Code that builds pages:
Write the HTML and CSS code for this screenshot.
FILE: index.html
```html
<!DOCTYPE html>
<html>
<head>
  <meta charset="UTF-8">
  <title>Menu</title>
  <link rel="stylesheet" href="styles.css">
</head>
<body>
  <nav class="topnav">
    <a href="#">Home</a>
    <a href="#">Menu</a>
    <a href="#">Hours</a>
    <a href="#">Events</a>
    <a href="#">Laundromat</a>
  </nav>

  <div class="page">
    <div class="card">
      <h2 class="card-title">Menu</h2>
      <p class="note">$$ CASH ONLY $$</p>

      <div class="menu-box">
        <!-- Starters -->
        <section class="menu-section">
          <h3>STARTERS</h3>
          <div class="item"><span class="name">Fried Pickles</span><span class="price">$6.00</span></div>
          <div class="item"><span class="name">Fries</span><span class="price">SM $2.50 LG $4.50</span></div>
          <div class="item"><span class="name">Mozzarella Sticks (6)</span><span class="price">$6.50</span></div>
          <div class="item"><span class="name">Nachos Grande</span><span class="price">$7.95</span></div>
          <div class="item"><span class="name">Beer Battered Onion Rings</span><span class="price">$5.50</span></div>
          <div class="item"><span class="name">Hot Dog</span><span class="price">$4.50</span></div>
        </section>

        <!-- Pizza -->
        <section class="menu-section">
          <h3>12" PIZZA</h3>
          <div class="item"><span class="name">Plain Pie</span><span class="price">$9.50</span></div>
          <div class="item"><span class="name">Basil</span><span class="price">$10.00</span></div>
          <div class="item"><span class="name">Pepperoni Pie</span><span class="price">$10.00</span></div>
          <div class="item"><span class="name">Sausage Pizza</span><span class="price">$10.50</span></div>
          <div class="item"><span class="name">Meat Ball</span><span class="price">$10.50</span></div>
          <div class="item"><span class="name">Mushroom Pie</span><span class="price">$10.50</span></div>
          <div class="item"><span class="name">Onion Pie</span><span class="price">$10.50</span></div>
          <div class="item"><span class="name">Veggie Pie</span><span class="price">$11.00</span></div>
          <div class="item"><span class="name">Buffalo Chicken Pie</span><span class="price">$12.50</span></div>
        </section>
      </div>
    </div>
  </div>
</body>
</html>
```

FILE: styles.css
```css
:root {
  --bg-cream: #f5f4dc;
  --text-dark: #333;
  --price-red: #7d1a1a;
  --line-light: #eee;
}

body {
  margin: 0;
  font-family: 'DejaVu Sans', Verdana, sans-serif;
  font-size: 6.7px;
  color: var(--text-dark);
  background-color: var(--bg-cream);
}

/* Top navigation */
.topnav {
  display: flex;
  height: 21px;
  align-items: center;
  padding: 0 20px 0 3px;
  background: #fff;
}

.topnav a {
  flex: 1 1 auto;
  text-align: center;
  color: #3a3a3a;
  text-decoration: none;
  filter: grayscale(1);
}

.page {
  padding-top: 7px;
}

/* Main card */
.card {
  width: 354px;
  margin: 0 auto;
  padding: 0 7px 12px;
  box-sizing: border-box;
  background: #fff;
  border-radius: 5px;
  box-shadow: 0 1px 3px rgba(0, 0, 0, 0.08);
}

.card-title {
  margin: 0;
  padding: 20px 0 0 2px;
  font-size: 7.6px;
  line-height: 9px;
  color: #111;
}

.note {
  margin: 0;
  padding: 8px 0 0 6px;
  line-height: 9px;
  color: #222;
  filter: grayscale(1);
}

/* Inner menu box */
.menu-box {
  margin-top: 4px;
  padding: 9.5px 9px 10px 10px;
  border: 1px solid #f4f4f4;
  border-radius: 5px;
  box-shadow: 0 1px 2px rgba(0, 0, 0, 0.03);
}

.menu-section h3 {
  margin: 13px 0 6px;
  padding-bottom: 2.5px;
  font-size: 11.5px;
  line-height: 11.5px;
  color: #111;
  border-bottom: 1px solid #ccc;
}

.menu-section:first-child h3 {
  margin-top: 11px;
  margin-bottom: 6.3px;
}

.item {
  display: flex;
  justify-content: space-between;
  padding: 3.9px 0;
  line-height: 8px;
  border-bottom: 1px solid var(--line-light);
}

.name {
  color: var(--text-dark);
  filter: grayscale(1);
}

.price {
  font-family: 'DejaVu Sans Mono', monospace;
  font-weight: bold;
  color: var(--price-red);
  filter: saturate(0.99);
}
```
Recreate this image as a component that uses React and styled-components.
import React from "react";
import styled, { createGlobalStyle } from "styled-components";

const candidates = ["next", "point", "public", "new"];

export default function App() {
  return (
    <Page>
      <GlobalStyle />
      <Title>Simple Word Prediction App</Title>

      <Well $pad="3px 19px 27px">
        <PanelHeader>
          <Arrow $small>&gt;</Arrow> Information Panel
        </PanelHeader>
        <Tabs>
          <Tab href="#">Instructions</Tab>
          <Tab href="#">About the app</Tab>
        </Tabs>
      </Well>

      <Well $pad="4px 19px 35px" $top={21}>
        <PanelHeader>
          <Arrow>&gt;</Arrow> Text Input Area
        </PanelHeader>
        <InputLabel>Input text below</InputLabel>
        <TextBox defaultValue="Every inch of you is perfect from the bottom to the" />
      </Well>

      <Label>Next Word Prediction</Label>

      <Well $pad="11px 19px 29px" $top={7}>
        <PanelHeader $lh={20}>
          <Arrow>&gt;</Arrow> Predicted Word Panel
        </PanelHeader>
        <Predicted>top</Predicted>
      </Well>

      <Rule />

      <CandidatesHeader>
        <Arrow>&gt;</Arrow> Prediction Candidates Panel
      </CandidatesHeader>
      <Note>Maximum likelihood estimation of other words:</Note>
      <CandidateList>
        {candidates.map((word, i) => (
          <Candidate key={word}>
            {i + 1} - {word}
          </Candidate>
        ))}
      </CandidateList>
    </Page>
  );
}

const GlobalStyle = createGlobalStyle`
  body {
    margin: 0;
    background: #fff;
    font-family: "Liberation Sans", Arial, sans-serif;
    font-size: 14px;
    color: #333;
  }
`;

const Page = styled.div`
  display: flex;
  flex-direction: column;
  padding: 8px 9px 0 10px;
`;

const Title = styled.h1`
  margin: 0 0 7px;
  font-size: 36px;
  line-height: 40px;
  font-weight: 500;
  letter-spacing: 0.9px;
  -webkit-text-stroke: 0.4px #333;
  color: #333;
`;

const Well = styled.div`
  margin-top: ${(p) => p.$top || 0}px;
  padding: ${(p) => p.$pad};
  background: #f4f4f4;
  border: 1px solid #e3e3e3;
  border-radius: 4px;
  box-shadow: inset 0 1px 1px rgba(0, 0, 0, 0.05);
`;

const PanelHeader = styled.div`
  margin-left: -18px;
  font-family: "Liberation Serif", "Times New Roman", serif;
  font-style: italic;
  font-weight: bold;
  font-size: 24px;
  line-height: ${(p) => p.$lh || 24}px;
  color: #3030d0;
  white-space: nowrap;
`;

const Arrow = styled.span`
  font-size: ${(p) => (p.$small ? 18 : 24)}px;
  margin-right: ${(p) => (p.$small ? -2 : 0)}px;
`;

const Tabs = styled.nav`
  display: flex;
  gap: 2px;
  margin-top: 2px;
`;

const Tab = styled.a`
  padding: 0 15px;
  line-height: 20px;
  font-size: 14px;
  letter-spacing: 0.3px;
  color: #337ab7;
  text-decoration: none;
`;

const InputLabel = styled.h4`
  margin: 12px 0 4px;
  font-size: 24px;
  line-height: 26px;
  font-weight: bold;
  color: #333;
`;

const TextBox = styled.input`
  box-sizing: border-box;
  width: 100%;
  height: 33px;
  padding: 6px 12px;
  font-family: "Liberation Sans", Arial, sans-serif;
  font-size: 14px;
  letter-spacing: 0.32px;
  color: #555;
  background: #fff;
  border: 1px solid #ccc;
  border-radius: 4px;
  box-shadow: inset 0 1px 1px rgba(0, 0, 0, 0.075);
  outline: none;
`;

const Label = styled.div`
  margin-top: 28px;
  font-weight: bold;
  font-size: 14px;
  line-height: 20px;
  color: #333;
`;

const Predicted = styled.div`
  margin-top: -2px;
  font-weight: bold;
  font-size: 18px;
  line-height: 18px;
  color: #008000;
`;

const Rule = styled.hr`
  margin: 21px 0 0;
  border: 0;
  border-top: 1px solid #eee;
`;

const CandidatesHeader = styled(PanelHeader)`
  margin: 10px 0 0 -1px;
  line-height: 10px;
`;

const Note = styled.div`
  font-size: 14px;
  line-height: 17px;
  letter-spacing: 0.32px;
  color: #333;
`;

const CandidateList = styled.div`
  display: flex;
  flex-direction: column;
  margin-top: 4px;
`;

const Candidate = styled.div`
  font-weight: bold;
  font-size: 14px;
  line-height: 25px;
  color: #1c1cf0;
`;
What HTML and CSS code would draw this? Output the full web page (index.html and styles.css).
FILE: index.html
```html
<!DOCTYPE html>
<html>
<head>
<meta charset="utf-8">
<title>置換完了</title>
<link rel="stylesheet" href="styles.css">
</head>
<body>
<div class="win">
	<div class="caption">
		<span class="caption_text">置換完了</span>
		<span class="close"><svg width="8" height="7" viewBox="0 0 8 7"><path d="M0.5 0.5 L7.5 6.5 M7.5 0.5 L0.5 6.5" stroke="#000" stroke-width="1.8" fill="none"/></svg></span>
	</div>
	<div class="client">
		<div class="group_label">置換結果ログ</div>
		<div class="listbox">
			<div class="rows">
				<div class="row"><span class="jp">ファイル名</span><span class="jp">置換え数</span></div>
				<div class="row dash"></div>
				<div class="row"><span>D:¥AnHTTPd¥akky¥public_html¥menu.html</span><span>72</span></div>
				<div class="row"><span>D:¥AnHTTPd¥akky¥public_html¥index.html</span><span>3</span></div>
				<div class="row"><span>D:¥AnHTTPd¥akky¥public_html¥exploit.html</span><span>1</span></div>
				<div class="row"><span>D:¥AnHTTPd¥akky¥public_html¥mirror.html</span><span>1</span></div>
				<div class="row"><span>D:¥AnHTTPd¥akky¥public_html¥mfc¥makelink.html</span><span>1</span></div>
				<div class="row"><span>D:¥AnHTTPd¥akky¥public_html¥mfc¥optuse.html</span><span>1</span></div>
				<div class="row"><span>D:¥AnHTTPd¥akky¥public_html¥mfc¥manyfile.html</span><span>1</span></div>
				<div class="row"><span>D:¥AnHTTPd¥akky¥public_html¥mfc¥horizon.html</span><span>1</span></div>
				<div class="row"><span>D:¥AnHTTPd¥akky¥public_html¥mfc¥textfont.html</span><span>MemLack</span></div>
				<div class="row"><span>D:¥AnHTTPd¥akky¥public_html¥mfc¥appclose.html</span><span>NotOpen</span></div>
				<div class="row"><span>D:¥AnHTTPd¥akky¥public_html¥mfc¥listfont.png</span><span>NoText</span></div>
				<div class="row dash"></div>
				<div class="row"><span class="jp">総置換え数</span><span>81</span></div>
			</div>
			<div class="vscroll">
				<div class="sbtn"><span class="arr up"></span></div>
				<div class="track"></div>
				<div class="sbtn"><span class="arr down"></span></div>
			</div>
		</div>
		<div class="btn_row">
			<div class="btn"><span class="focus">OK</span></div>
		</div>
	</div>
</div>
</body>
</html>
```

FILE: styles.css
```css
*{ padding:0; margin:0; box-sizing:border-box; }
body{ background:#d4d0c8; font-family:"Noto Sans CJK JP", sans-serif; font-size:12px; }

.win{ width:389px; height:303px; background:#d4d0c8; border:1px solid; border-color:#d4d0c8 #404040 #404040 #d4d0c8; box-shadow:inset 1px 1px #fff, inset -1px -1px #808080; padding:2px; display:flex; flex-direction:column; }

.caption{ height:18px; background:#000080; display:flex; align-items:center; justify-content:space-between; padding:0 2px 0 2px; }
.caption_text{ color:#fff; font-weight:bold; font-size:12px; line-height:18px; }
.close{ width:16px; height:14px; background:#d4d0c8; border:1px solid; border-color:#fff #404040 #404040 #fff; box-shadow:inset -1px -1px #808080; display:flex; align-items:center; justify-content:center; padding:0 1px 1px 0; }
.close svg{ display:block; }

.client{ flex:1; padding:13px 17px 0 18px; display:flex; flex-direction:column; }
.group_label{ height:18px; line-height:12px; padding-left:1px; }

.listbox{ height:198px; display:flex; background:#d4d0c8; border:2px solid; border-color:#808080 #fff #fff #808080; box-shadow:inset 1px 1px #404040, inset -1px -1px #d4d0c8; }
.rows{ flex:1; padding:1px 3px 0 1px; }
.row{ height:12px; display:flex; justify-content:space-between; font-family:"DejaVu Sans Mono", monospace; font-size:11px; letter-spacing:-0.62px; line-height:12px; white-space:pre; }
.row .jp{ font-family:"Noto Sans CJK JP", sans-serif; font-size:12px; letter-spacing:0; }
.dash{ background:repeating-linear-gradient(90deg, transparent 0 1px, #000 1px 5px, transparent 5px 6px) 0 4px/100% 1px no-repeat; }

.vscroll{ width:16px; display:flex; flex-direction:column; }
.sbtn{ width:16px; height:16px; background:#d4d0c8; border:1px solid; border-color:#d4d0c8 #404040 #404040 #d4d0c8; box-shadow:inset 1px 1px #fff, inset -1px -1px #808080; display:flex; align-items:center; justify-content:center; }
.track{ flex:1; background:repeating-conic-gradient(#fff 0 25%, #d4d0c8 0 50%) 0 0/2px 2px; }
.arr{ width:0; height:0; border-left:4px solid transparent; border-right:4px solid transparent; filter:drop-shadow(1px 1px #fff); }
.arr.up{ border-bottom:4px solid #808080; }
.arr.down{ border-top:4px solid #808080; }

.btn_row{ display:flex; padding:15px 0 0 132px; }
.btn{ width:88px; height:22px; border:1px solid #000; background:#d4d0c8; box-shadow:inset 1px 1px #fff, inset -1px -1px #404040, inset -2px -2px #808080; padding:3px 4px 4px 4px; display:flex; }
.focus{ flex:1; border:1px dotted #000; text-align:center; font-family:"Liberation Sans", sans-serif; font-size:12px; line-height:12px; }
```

:: What the task asks ::
Only lines with the word "components" are wanted, so copy each one from the records.

:: Written reply ::
Recreate this image as a component that uses React and styled-components.
import styled, { createGlobalStyle } from "styled-components";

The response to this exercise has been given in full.